Make sure that no additional sound (such as email notification sounds, background music etc.) from your computer will be played during the procedure. Make sure that your speakers/monitors are not connected to your audio interface – the noises emitted during the procedure are aggressive and can harm your hearing. On non-studio audio equipment (for example the line output from a desktop computer), you might have to turn up the volume to the maximum.

When you are all set, play the firmware update file into the module. While the module receives data, the color of the ALGORITHM knob will reflect signal level – green or yellow is fine, red is too high! You can use the Carrier amplitude (D) knob to adjust the input gain.

In case the signal level is too weak, the LEDs will blink in red. Press the INT. OSC button and retry with a correct gain. If this does not help, please retry the procedure from another computer/audio interface, and make sure that no piece of equipment (equalizer, FX processor) is inserted in the signal chain.

Hackers and modders will be happy to know that Warps can also be reprogrammed with a USB->serial adapter and, and that the board has a mini-JTAG connector.


This product is covered by Mutable Instruments’ warranty, for one year following the date of manufacture.
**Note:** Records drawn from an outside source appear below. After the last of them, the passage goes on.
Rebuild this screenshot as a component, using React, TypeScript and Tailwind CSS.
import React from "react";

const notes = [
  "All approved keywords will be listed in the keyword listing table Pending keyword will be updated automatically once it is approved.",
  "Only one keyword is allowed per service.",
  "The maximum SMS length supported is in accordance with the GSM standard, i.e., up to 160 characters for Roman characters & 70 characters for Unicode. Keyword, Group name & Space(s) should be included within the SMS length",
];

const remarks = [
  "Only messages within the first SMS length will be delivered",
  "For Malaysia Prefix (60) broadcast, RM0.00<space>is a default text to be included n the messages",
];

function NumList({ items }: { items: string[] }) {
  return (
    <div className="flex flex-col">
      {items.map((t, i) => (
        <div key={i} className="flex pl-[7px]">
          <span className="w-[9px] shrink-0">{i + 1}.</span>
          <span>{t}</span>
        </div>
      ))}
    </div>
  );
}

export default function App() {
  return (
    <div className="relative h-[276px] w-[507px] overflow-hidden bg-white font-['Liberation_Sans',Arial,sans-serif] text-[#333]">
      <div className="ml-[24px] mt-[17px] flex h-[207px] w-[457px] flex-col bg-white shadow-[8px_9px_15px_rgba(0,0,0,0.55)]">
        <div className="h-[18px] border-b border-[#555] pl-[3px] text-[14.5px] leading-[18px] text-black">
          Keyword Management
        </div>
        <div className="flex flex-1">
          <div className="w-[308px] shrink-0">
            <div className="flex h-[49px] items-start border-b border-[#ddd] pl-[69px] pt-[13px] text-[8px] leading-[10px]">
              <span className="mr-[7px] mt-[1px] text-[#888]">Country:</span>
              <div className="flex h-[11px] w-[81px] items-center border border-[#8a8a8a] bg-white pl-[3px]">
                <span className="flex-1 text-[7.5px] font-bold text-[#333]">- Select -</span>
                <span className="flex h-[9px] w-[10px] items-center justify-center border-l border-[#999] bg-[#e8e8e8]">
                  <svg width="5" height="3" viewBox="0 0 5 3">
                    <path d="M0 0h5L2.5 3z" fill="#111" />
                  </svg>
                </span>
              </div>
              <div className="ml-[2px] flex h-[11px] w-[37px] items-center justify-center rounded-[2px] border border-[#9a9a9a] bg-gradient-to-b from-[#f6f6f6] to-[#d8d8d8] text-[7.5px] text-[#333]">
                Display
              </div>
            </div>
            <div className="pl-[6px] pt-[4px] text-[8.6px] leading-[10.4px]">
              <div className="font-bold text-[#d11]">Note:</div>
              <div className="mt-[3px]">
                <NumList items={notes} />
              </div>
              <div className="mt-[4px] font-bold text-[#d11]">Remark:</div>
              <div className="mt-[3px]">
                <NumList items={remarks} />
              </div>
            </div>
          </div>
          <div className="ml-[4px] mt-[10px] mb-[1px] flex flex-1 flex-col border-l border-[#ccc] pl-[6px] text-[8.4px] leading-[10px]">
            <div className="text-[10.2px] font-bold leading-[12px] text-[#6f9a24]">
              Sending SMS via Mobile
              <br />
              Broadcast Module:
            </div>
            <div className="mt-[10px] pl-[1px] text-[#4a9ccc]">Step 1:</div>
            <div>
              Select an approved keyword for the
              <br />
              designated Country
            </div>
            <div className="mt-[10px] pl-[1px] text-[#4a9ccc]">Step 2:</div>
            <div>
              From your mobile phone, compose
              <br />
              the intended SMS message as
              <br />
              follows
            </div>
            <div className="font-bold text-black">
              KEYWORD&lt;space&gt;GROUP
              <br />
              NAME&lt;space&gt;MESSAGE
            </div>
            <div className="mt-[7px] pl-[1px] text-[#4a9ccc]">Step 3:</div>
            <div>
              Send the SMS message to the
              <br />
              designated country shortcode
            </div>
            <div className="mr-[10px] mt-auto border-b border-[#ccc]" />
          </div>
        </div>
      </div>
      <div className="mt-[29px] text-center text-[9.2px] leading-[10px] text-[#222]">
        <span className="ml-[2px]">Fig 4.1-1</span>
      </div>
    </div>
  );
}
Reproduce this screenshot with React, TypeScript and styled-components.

This warranty covers any defect in the manufacturing of this product. This warranty does not cover any damage or malfunction caused by incorrect use – such as, but not limited to, power cables connected backwards, excessive voltage levels, or exposure to extreme temperature or moisture levels.
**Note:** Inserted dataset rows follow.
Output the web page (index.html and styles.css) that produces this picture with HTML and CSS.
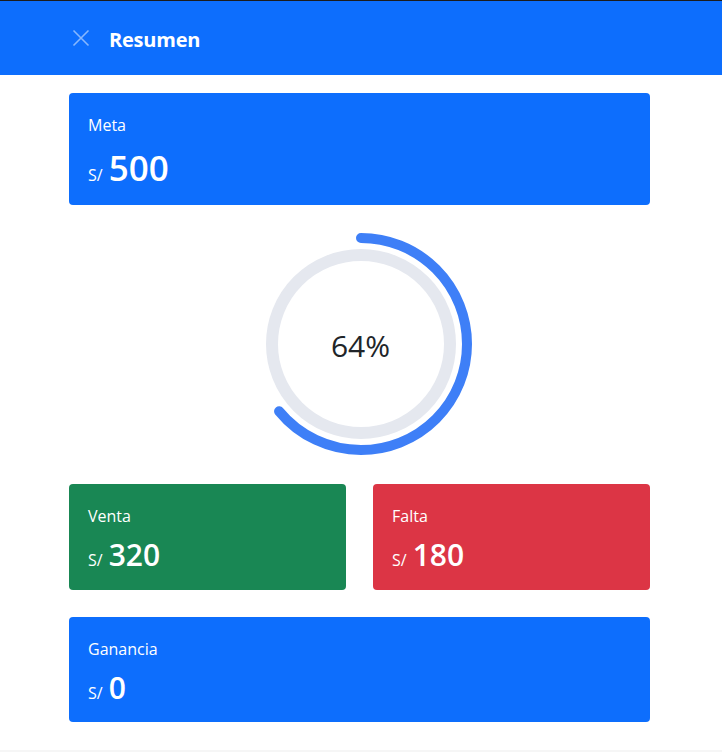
FILE: index.html
```html
<!DOCTYPE html>
<html lang="es">
<head>
<meta charset="utf-8">
<title>Resumen</title>
<link rel="stylesheet" href="styles.css">
</head>
<body>
<header class="topbar">
  <button class="close-btn" aria-label="Cerrar">
    <svg width="18" height="18" viewBox="0 0 18 18"><path d="M1.5 1.5 L16.5 16.5 M16.5 1.5 L1.5 16.5" stroke="currentColor" stroke-width="1.6" fill="none"/></svg>
  </button>
  <h1 class="title">Resumen</h1>
</header>
<main class="content">
  <section class="card card-blue card-lg">
    <div class="label">Meta</div>
    <div class="value"><span class="cur">S/</span><span class="num">500</span></div>
  </section>
  <div class="ring-wrap">
    <svg class="ring" width="224" height="224" viewBox="0 0 224 224">
      <circle cx="112" cy="112" r="89" fill="none" stroke="#e5e8ef" stroke-width="12"/>
      <circle cx="112" cy="112" r="106" fill="none" stroke="#3e7ff7" stroke-width="10" stroke-linecap="round" stroke-dasharray="426.2 666" transform="rotate(-90 112 112)"/>
    </svg>
    <div class="pct">64%</div>
  </div>
  <div class="row">
    <section class="card card-green">
      <div class="label">Venta</div>
      <div class="value"><span class="cur">S/</span><span class="num">320</span></div>
    </section>
    <section class="card card-red">
      <div class="label">Falta</div>
      <div class="value"><span class="cur">S/</span><span class="num">180</span></div>
    </section>
  </div>
  <section class="card card-blue">
    <div class="label">Ganancia</div>
    <div class="value"><span class="cur">S/</span><span class="num">0</span></div>
  </section>
</main>
<div class="footer-line"></div>
</body>
</html>
```
FILE: styles.css
```css
* { box-sizing: border-box; }
html, body { margin: 0; padding: 0; }
body {
  font-family: "Open Sans", "Noto Sans", sans-serif;
  background: #fff;
  color: #212529;
  border-top: 1px solid #1c1c1c;
}
.topbar {
  background: #0d6efd;
  height: 74px;
  display: flex;
  align-items: center;
  padding-left: 72px;
  gap: 19px;
}
.close-btn {
  background: none;
  border: 0;
  padding: 0;
  color: #86b7fe;
  width: 18px;
  height: 18px;
  display: flex;
}
.title {
  margin: 0;
  color: #fff;
  font-size: 20px;
  font-weight: 700;
  letter-spacing: -0.2px;
  position: relative;
  top: 1px;
}
.content {
  width: 581px;
  margin-left: 69px;
  padding-top: 18px;
  display: flex;
  flex-direction: column;
}
.card {
  border-radius: 4px;
  color: #fff;
  padding: 20px 19px 0;
  height: 105px;
}
.card-lg { height: 112px; }
.card-blue { background: #0d6efd; }
.card-green { background: #198754; }
.card-red { background: #dc3545; }
.label {
  font-size: 16px;
  line-height: 24px;
}
.value {
  margin-top: 8px;
  display: flex;
  align-items: baseline;
  gap: 6px;
}
.cur { font-size: 16px; }
.num { font-size: 30px; font-weight: 600; line-height: 38px; }
.card-lg .value { margin-top: 12px; }
.card-lg .num { font-size: 35px; }
.ring-wrap {
  position: relative;
  width: 224px;
  height: 224px;
  margin: 27px auto 28px;
  left: 1px;
}
.ring { display: block; }
.pct {
  position: absolute;
  inset: 0;
  display: flex;
  align-items: center;
  justify-content: center;
  font-size: 30px;
  color: #212529;
  padding-top: 2px;
}
.row {
  display: grid;
  grid-template-columns: 1fr 1fr;
  gap: 27px;
  margin-bottom: 27px;
}
.row .card { height: 106px; }
.footer-line {
  margin-top: 28px;
  height: 2px;
  background: #f6f6f6;
}
```
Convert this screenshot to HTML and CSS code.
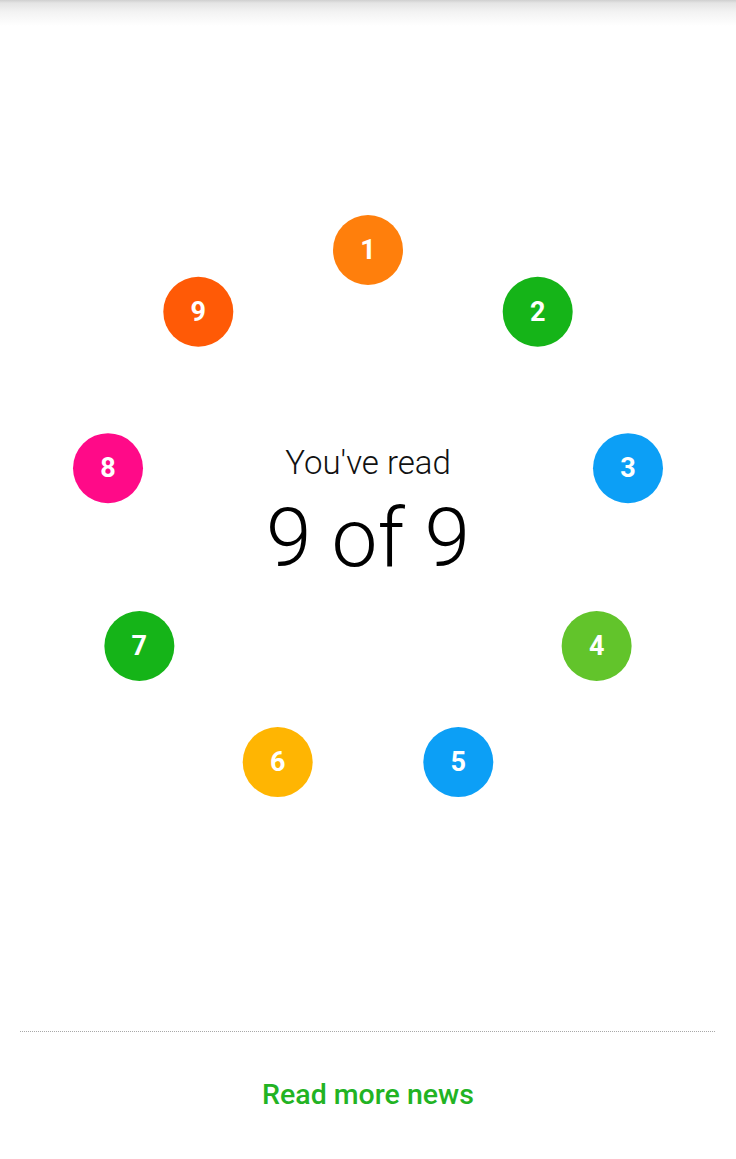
FILE: index.html
```html
<!DOCTYPE html>
<html>
<head>
<meta charset="utf-8">
<link rel="stylesheet" href="styles.css">
</head>
<body>
<div class="page">
  <div class="top-shadow"></div>
  <main class="stage">
    <div class="ring">
      <div class="dot n1">1</div>
      <div class="dot n2">2</div>
      <div class="dot n3">3</div>
      <div class="dot n4">4</div>
      <div class="dot n5">5</div>
      <div class="dot n6">6</div>
      <div class="dot n7">7</div>
      <div class="dot n8">8</div>
      <div class="dot n9">9</div>
      <div class="summary">
        <div class="label">You've read</div>
        <div class="count">9 of 9</div>
      </div>
    </div>
  </main>
  <footer class="footer">
    <div class="divider"></div>
    <a class="more" href="#">Read more news</a>
  </footer>
</div>
</body>
</html>
```

FILE: styles.css
```css
html, body {
  margin: 0;
  padding: 0;
  background: #fff;
}
body {
  font-family: Roboto, "Noto Sans", sans-serif;
  color: #111;
}
.page {
  position: relative;
  width: 736px;
  height: 1159px;
  display: flex;
  flex-direction: column;
  overflow: hidden;
}
.top-shadow {
  position: absolute;
  top: 0;
  left: 0;
  right: 0;
  height: 26px;
  background: linear-gradient(to bottom, #cfcfcf 0px, #e4e4e4 3px, #f3f3f3 12px, #ffffff 26px);
}
.stage {
  padding-top: 214px;
  display: flex;
  justify-content: center;
}
.ring {
  position: relative;
  width: 600px;
  height: 600px;
  display: flex;
  align-items: center;
  justify-content: center;
}
.dot {
  position: absolute;
  left: 265px;
  top: 265px;
  width: 70px;
  height: 70px;
  border-radius: 50%;
  color: #fff;
  font-weight: 700;
  font-size: 27px;
  display: flex;
  align-items: center;
  justify-content: center;
  transform: rotate(var(--a)) translateY(-264px) rotate(calc(-1 * var(--a)));
}
.n1 { --a: 0deg;   background: #ff7f0c; }
.n2 { --a: 40deg;  background: #15b418; }
.n3 { --a: 80deg;  background: #0c9ff6; }
.n4 { --a: 120deg; background: #62c42b; }
.n5 { --a: 160deg; background: #0c9ff6; }
.n6 { --a: 200deg; background: #ffb502; }
.n7 { --a: 240deg; background: #15b418; }
.n8 { --a: 280deg; background: #ff0a88; }
.n9 { --a: 320deg; background: #ff5a06; }
.summary {
  display: flex;
  flex-direction: column;
  align-items: center;
  margin-top: 0;
}
.label {
  font-weight: 300;
  font-size: 33px;
  line-height: 40px;
  color: #111;
}
.count {
  margin-top: 7px;
  font-weight: 300;
  font-size: 82px;
  line-height: 96px;
  color: #000;
}
.footer {
  margin-top: auto;
  display: flex;
  flex-direction: column;
  align-items: center;
  padding-bottom: 46px;
}
.divider {
  align-self: stretch;
  margin: 0 21px 0 20px;
  border-top: 1px dotted #a8a8a8;
}
.more {
  margin-top: 45px;
  font-size: 28.5px;
  font-weight: 500;
  line-height: 36px;
  color: #22b323;
  text-decoration: none;
}
```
The warranty covers replacement or repair, as decided by Mutable Instruments. Please contact our customer service ( for a return authorization before sending the module. The cost of sending a module back for servicing is paid for by the customer.

Mutable Instruments encourages modding and hacking, but we will not service modified units or provide any assistance in the realization of mods. We provide an “unbricking” (firmware reinstallation and reinitialization) service in the event of a failed firmware upgrade procedure. We do not “unbrick” devices if a custom firmware has been installed on them.